• Bloomberg


Gold shipments from Japan are at the highest level since at least 1985, as individuals who purchased jewelry more than 20 years ago sell it amid record prices.

Shipments of bullion in the 10 months that ended in October totaled 95.6 metric tons, according to Takahiro Morita, the Japan director of the World Gold Council, who cited Finance Ministry customs data. The previous high was 95.5 tons in 2008.

Gold is set for an 11th year of gains as central banks join investors in purchasing bullion to diversify their assets. Japan’s largest bullion retailer, Tanaka Kikinzoku Kogyo K.K., said it bought 40 percent more gold bars and jewelry from individuals in the nine-month period ending in September. Gold investment jumped 33 percent to 468.1 tons in the third quarter from a year earlier as bar and coin demand in Europe more than doubled to the most since the fourth quarter of 2008, the London-based WGC said.

“Japan’s gold exports will reach 100 tons this year,” Morita said in an interview Wednesday.

Gold exports to Thailand tripled and those to Singapore doubled in the 10 months to October from a year earlier, Finance Ministry statistics show.

“More and more people who bought gold and jewelry in the 1980s and 1990s are selling back what they purchased,” said Kotaro Horita at Mitsubishi Materials Corp. in Tokyo. Exports have been increasing to Southeast Asia and China in particular, Horita said.

Purchases by central banks, which are adding to reserves for the first time in a generation, may reach 450 tons this year, Marcus Grubb at the WGC said Nov. 25. Central banks and government institutions bought 142 tons last year, IMF data show.

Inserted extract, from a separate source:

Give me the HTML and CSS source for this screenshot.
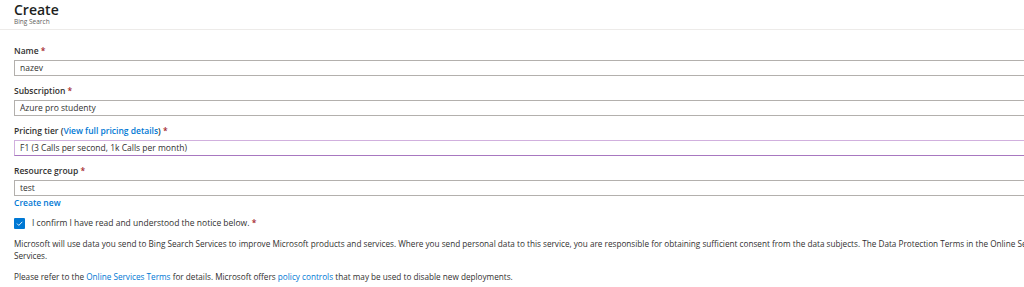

“Japan is the only country that exports gold without being a major producer,” said Bruce Ikemizu, manager of Standard Bank PLC’s Tokyo branch.

Sumitomo Corp. spends “several billion yen a day” at peak times to buy recyclable gold products for shipment to foreign smelters, Koichi Iwanaga at the commodity business department said.

Gold prices reached a record $1,921.15 an ounce Sept. 6 and have made exporting profitable because of “the capacities and cost-competitiveness of overseas smelters,” said Iwanaga.

“Countries that are buying up gold are places where real interest rates are negative,” said Itsuo Toshima, an analyst who has researched global markets for about 30 years and was formerly the Japan director of the WGC.

“Central banks are continuing to buy gold exchange-traded funds after concerns arose about the creditworthiness of eurozone nations,” Koichiro Kamei, managing director at independent research company Market Strategy Institute, said in an interview.